Task objective: Quote the whole listing exactly. Leave the pictures out of your copy.

Given material:
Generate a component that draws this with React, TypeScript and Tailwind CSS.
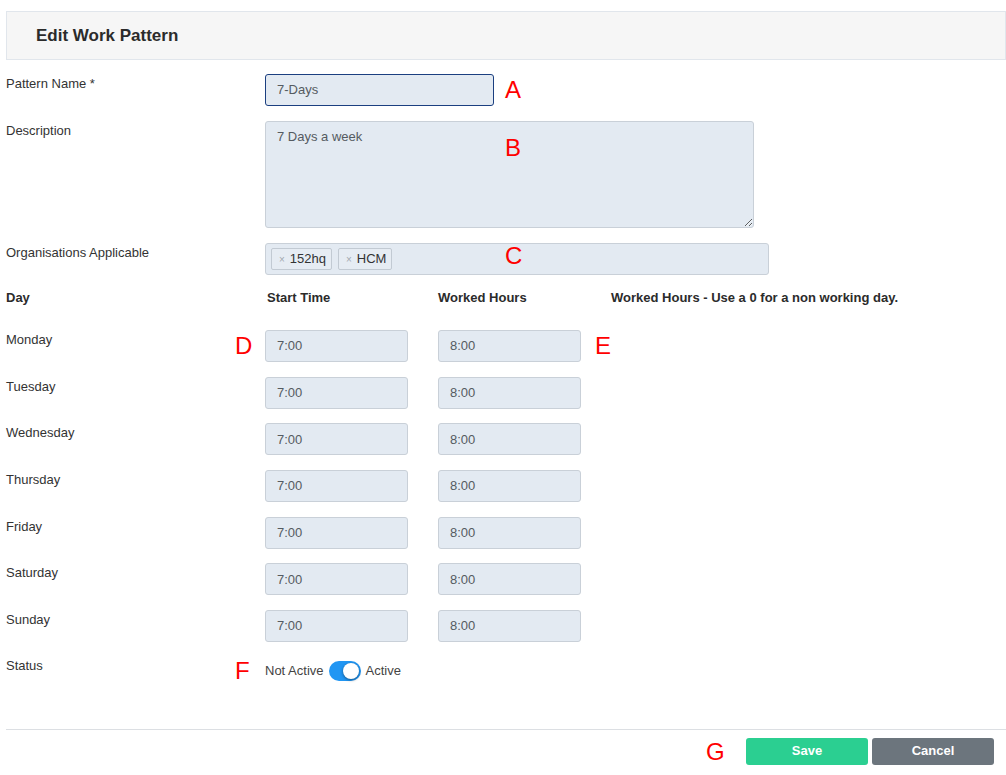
import React from "react";

const days = ["Monday", "Tuesday", "Wednesday", "Thursday", "Friday", "Saturday", "Sunday"];

function Mark({ children, className }: { children: React.ReactNode; className: string }) {
  return (
    <span className={"absolute text-[24px] leading-[24px] font-normal text-[#ff0000] " + className}>
      {children}
    </span>
  );
}

function Field({ value, w }: { value: string; w: string }) {
  return (
    <div
      className={
        "h-[32px] rounded-[3px] border border-[#c9d0d8] bg-[#e3eaf2] px-[11px] flex items-center text-[13px] text-[#555b61] " +
        w
      }
    >
      {value}
    </div>
  );
}

export default function App() {
  return (
    <div className="relative w-[1006px] min-h-[775px] bg-white pl-[6px] font-['Liberation_Sans',Arial,sans-serif] text-[#333]">
      {/* header */}
      <div className="mt-[11px] h-[49px] border border-[#e1e6ec] bg-[#f6f6f6] pl-[29px] flex items-center">
        <h1 className="text-[17px] font-bold text-[#2b2b2b]">Edit Work Pattern</h1>
      </div>

      {/* Pattern Name */}
      <div className="relative mt-[14px] flex">
        <div className="w-[259px] pt-px text-[13px] leading-[18px]">Pattern Name *</div>
        <div className="h-[32px] w-[229px] rounded-[3px] border border-[#1b3f80] bg-[#e3eaf2] px-[11px] flex items-center text-[13px] text-[#555b61]">
          7-Days
        </div>
        <Mark className="left-[499px] top-[4px]">A</Mark>
      </div>

      {/* Description */}
      <div className="relative mt-[15px] flex">
        <div className="w-[259px] pt-px text-[13px] leading-[18px]">Description</div>
        <textarea
          readOnly
          defaultValue="7 Days a week"
          className="h-[107px] w-[489px] rounded-[3px] border border-[#c9d0d8] bg-[#e3eaf2] px-[11px] pt-[6px] text-[13px] leading-[18px] text-[#555b61] outline-none"
        />
        <Mark className="left-[499px] top-[15px]">B</Mark>
      </div>

      {/* Organisations */}
      <div className="relative mt-[15px] flex">
        <div className="w-[259px] pt-px text-[13px] leading-[18px]">Organisations Applicable</div>
        <div className="h-[32px] w-[504px] rounded-[3px] border border-[#c9d0d8] bg-[#e3eaf2] pl-[5px] flex items-center gap-[6px]">
          {["152hq", "HCM"].map((t) => (
            <span
              key={t}
              className="h-[22px] flex items-center gap-[5px] rounded-[2px] border border-[#c2cad3] bg-[#e6ecf3] pl-[7px] pr-[5px] text-[13px] text-[#333]"
            >
              <span className="text-[10px] text-[#a3a9b0]">×</span>
              {t}
            </span>
          ))}
        </div>
        <Mark className="left-[499px] top-[1px]">C</Mark>
      </div>

      {/* column headers */}
      <div className="mt-[14px] flex text-[13px] leading-[18px] font-bold text-[#2b2b2b]">
        <div className="w-[261px]">Day</div>
        <div className="w-[171px]">Start Time</div>
        <div className="w-[173px]">Worked Hours</div>
        <div>Worked Hours - Use a 0 for a non working day.</div>
      </div>

      {/* day rows */}
      <div className="mt-[23px] flex flex-col gap-[14.67px]">
        {days.map((d, i) => (
          <div key={d} className="relative flex">
            <div className="w-[259px] pt-px text-[13px] leading-[18px]">{d}</div>
            <Field value="7:00" w="w-[143px]" />
            <div className="w-[30px]" />
            <Field value="8:00" w="w-[143px]" />
            {i === 0 && (
              <>
                <Mark className="left-[229px] top-[4px]">D</Mark>
                <Mark className="left-[589px] top-[4px]">E</Mark>
              </>
            )}
          </div>
        ))}
        <div className="relative flex">
          <div className="w-[259px] text-[13px] leading-[18px]">Status</div>
          <div className="h-[29px] flex items-center text-[13px] text-[#444]">
            <span>Not Active</span>
            <span className="ml-[5px] relative h-[20px] w-[32px] rounded-full bg-[#2196f3]">
              <span className="absolute right-[2px] top-[2px] h-[16px] w-[16px] rounded-full bg-white shadow-[0_1px_3px_rgba(0,0,0,0.45)]" />
            </span>
            <span className="ml-[5px]">Active</span>
          </div>
          <Mark className="left-[229px] top-[2px]">F</Mark>
        </div>
      </div>

      {/* footer */}
      <div className="mt-[43px] h-px bg-[#dcdfe3]" />
      <div className="relative mt-[8px] flex justify-end gap-[4px] pr-[12px]">
        <Mark className="left-[700px] top-[2px]">G</Mark>
        <button className="h-[27px] w-[122px] rounded-[3px] bg-[#2bcf91] text-[13px] font-bold text-white">
          Save
        </button>
        <button className="h-[27px] w-[122px] rounded-[3px] bg-[#6c757d] text-[13px] font-bold text-white">
          Cancel
        </button>
      </div>
    </div>
  );
}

Exercise answer:
Generate a component that draws this with React, TypeScript and Tailwind CSS.
import React from "react";

const days = ["Monday", "Tuesday", "Wednesday", "Thursday", "Friday", "Saturday", "Sunday"];

function Mark({ children, className }: { children: React.ReactNode; className: string }) {
  return (
    <span className={"absolute text-[24px] leading-[24px] font-normal text-[#ff0000] " + className}>
      {children}
    </span>
  );
}

function Field({ value, w }: { value: string; w: string }) {
  return (
    <div
      className={
        "h-[32px] rounded-[3px] border border-[#c9d0d8] bg-[#e3eaf2] px-[11px] flex items-center text-[13px] text-[#555b61] " +
        w
      }
    >
      {value}
    </div>
  );
}

export default function App() {
  return (
    <div className="relative w-[1006px] min-h-[775px] bg-white pl-[6px] font-['Liberation_Sans',Arial,sans-serif] text-[#333]">
      {/* header */}
      <div className="mt-[11px] h-[49px] border border-[#e1e6ec] bg-[#f6f6f6] pl-[29px] flex items-center">
        <h1 className="text-[17px] font-bold text-[#2b2b2b]">Edit Work Pattern</h1>
      </div>

      {/* Pattern Name */}
      <div className="relative mt-[14px] flex">
        <div className="w-[259px] pt-px text-[13px] leading-[18px]">Pattern Name *</div>
        <div className="h-[32px] w-[229px] rounded-[3px] border border-[#1b3f80] bg-[#e3eaf2] px-[11px] flex items-center text-[13px] text-[#555b61]">
          7-Days
        </div>
        <Mark className="left-[499px] top-[4px]">A</Mark>
      </div>

      {/* Description */}
      <div className="relative mt-[15px] flex">
        <div className="w-[259px] pt-px text-[13px] leading-[18px]">Description</div>
        <textarea
          readOnly
          defaultValue="7 Days a week"
          className="h-[107px] w-[489px] rounded-[3px] border border-[#c9d0d8] bg-[#e3eaf2] px-[11px] pt-[6px] text-[13px] leading-[18px] text-[#555b61] outline-none"
        />
        <Mark className="left-[499px] top-[15px]">B</Mark>
      </div>

      {/* Organisations */}
      <div className="relative mt-[15px] flex">
        <div className="w-[259px] pt-px text-[13px] leading-[18px]">Organisations Applicable</div>
        <div className="h-[32px] w-[504px] rounded-[3px] border border-[#c9d0d8] bg-[#e3eaf2] pl-[5px] flex items-center gap-[6px]">
          {["152hq", "HCM"].map((t) => (
            <span
              key={t}
              className="h-[22px] flex items-center gap-[5px] rounded-[2px] border border-[#c2cad3] bg-[#e6ecf3] pl-[7px] pr-[5px] text-[13px] text-[#333]"
            >
              <span className="text-[10px] text-[#a3a9b0]">×</span>
              {t}
            </span>
          ))}
        </div>
        <Mark className="left-[499px] top-[1px]">C</Mark>
      </div>

      {/* column headers */}
      <div className="mt-[14px] flex text-[13px] leading-[18px] font-bold text-[#2b2b2b]">
        <div className="w-[261px]">Day</div>
        <div className="w-[171px]">Start Time</div>
        <div className="w-[173px]">Worked Hours</div>
        <div>Worked Hours - Use a 0 for a non working day.</div>
      </div>

      {/* day rows */}
      <div className="mt-[23px] flex flex-col gap-[14.67px]">
        {days.map((d, i) => (
          <div key={d} className="relative flex">
            <div className="w-[259px] pt-px text-[13px] leading-[18px]">{d}</div>
            <Field value="7:00" w="w-[143px]" />
            <div className="w-[30px]" />
            <Field value="8:00" w="w-[143px]" />
            {i === 0 && (
              <>
                <Mark className="left-[229px] top-[4px]">D</Mark>
                <Mark className="left-[589px] top-[4px]">E</Mark>
              </>
            )}
          </div>
        ))}
        <div className="relative flex">
          <div className="w-[259px] text-[13px] leading-[18px]">Status</div>
          <div className="h-[29px] flex items-center text-[13px] text-[#444]">
            <span>Not Active</span>
            <span className="ml-[5px] relative h-[20px] w-[32px] rounded-full bg-[#2196f3]">
              <span className="absolute right-[2px] top-[2px] h-[16px] w-[16px] rounded-full bg-white shadow-[0_1px_3px_rgba(0,0,0,0.45)]" />
            </span>
            <span className="ml-[5px]">Active</span>
          </div>
          <Mark className="left-[229px] top-[2px]">F</Mark>
        </div>
      </div>

      {/* footer */}
      <div className="mt-[43px] h-px bg-[#dcdfe3]" />
      <div className="relative mt-[8px] flex justify-end gap-[4px] pr-[12px]">
        <Mark className="left-[700px] top-[2px]">G</Mark>
        <button className="h-[27px] w-[122px] rounded-[3px] bg-[#2bcf91] text-[13px] font-bold text-white">
          Save
        </button>
        <button className="h-[27px] w-[122px] rounded-[3px] bg-[#6c757d] text-[13px] font-bold text-white">
          Cancel
        </button>
      </div>
    </div>
  );
}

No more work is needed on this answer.